Data excerpt:
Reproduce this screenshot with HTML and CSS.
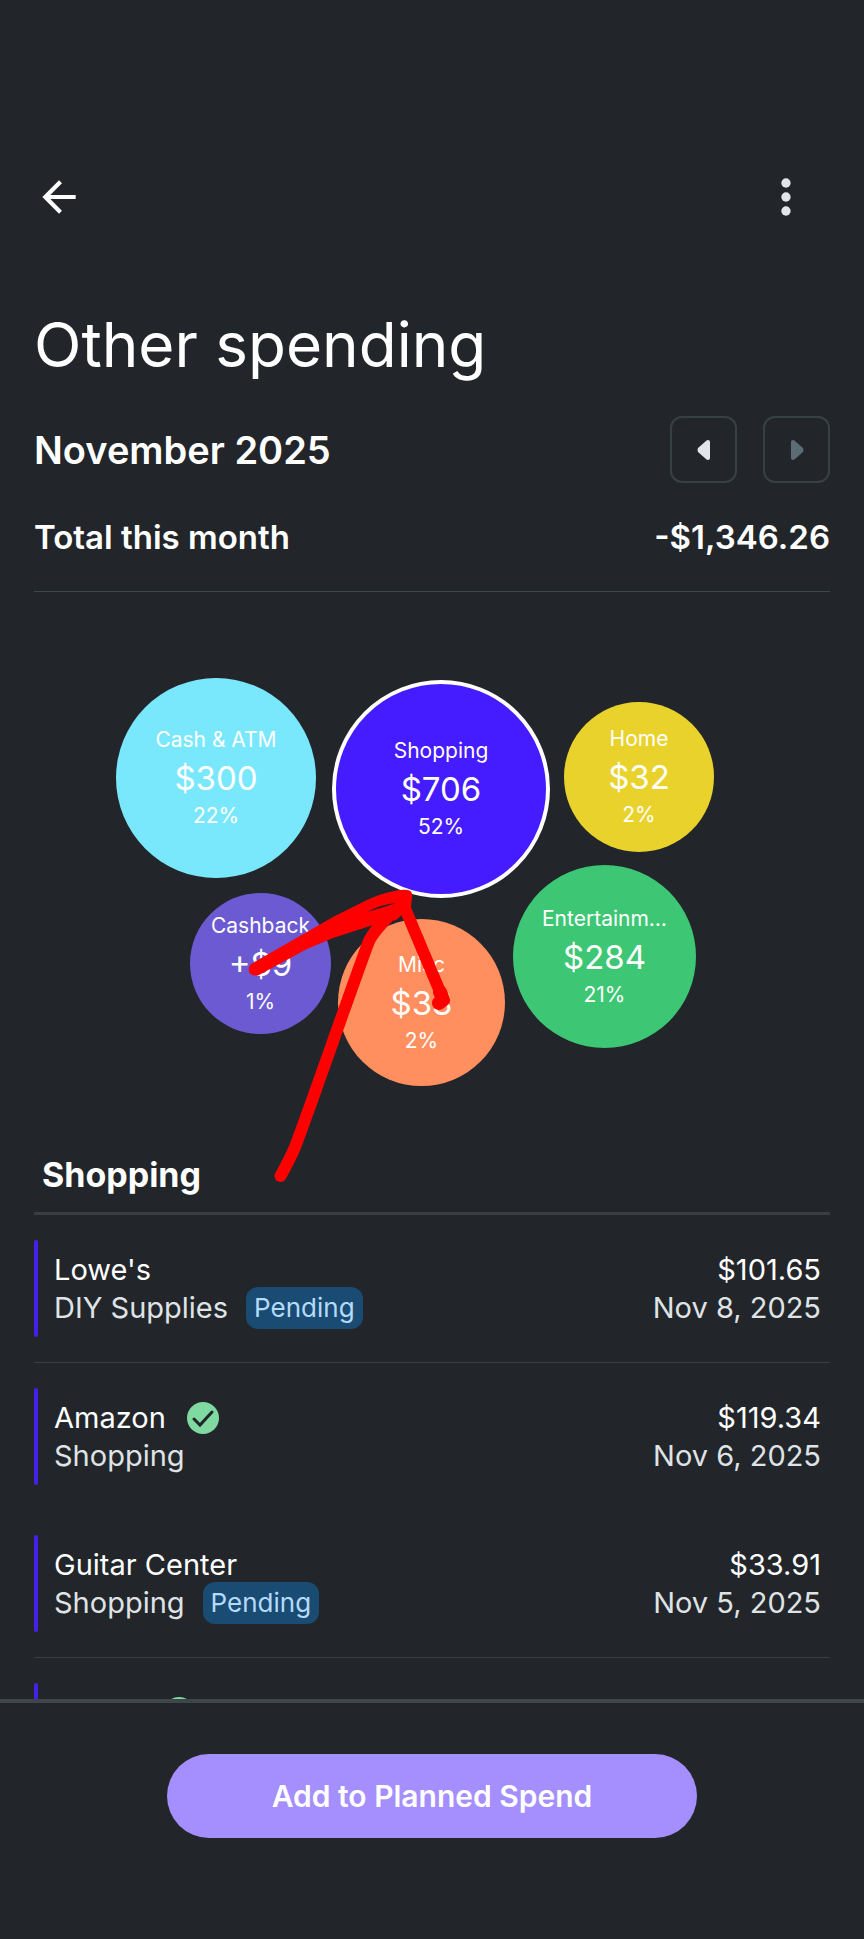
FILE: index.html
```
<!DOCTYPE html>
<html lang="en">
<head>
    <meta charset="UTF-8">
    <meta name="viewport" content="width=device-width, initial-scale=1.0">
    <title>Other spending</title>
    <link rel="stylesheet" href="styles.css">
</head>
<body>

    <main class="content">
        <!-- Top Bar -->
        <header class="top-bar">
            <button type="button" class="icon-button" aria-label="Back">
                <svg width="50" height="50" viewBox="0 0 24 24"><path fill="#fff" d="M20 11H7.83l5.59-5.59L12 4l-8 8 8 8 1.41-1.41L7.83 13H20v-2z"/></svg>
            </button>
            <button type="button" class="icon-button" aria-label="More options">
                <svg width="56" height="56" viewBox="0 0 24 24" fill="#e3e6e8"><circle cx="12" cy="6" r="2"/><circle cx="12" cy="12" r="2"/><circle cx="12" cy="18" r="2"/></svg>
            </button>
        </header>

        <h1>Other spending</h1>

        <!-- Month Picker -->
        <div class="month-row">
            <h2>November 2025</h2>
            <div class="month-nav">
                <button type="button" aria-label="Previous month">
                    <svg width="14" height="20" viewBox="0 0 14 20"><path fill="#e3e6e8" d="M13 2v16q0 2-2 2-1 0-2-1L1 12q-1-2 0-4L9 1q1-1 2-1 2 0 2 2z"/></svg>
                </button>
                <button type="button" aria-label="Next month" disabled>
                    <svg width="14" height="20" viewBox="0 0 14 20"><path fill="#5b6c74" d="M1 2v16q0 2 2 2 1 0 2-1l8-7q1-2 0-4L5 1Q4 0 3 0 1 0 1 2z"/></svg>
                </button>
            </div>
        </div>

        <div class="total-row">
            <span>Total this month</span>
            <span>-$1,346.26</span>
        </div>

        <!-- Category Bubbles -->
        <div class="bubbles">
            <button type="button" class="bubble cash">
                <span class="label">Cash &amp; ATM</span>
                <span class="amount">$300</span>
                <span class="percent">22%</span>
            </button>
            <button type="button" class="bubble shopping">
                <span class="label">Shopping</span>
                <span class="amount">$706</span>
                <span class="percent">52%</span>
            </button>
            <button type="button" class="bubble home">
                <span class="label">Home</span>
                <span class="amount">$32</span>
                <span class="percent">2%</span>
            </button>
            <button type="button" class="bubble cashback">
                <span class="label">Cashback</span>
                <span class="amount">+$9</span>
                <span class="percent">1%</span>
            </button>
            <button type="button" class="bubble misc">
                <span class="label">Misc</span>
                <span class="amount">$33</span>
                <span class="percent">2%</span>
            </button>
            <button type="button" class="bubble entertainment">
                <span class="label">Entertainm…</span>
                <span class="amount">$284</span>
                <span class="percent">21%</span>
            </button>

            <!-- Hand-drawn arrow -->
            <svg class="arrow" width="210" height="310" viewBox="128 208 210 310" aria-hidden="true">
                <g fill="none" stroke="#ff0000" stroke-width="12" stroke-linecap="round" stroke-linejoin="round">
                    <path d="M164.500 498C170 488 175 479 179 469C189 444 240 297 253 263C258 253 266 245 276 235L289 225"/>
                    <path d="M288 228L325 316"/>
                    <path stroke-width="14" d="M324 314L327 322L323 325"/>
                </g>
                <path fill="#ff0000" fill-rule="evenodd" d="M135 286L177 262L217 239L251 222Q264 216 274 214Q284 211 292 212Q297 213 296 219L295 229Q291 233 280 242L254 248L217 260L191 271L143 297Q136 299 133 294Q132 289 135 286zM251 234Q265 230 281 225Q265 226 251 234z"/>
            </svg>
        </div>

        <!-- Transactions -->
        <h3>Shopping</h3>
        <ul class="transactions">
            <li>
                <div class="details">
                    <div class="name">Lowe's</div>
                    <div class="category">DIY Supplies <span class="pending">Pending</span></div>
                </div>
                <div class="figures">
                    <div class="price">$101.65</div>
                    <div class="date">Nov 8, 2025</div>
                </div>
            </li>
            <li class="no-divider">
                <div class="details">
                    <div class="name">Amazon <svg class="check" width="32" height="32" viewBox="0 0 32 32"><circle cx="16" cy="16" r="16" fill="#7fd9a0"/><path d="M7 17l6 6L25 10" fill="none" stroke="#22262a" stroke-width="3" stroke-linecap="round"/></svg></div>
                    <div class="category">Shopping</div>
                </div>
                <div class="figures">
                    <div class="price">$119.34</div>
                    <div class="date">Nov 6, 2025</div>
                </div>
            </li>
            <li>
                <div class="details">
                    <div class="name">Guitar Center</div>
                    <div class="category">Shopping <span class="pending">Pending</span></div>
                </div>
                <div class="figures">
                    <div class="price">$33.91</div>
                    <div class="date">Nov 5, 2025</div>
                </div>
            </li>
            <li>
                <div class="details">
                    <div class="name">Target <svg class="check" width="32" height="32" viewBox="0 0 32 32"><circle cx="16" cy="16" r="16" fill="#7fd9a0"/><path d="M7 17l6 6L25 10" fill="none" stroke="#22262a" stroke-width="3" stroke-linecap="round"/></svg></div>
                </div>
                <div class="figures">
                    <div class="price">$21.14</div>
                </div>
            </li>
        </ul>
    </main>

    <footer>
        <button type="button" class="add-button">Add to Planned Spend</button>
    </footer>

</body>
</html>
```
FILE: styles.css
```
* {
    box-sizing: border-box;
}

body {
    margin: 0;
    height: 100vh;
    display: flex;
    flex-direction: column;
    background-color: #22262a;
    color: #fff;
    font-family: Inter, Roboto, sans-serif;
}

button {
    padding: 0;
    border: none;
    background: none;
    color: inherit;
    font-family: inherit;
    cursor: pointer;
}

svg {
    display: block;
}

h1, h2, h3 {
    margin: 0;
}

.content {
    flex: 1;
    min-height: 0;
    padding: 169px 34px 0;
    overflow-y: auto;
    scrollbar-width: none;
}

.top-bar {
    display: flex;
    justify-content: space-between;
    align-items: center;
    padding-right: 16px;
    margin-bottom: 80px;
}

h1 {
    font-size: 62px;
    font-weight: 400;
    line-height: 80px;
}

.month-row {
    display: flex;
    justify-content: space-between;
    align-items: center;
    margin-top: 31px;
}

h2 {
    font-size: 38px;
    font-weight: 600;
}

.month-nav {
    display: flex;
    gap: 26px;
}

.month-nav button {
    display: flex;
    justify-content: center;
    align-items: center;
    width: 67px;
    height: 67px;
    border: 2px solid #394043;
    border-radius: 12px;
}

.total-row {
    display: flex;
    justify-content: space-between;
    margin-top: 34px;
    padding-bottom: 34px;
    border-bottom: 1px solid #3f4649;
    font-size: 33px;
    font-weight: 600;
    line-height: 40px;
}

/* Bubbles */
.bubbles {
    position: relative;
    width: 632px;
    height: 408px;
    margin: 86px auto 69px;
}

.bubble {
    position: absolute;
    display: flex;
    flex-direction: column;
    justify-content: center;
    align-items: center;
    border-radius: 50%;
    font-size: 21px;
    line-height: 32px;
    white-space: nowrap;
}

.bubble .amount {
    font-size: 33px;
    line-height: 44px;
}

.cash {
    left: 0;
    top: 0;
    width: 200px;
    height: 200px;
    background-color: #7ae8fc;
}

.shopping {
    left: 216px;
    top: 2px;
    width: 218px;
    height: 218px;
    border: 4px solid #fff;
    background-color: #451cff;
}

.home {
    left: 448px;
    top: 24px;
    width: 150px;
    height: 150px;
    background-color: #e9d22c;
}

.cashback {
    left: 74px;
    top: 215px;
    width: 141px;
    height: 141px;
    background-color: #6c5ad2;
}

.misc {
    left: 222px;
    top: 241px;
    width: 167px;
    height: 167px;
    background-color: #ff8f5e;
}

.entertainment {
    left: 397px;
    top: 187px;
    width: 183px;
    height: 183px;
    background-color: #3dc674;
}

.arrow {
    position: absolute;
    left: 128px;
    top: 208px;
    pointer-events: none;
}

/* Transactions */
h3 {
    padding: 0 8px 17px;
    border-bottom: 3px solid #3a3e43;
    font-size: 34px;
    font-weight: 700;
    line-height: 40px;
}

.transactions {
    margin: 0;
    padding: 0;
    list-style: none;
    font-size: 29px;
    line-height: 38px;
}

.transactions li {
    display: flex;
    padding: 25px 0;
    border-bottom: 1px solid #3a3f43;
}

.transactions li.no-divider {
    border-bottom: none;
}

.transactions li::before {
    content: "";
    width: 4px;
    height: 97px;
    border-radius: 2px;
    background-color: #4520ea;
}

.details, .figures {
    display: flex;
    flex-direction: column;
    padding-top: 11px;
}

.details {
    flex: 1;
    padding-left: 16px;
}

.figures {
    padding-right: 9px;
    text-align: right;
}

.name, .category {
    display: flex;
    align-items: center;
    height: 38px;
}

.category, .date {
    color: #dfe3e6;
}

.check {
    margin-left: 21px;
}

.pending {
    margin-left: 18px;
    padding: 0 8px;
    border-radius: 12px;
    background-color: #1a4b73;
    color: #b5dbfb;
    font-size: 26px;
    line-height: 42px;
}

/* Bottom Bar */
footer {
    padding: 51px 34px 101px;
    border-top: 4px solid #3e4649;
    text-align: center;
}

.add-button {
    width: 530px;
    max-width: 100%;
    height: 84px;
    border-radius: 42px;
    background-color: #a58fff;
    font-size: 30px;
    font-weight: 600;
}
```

The task: In the listing above, count each line that holds the string "this". Give the number only.

Reply: 2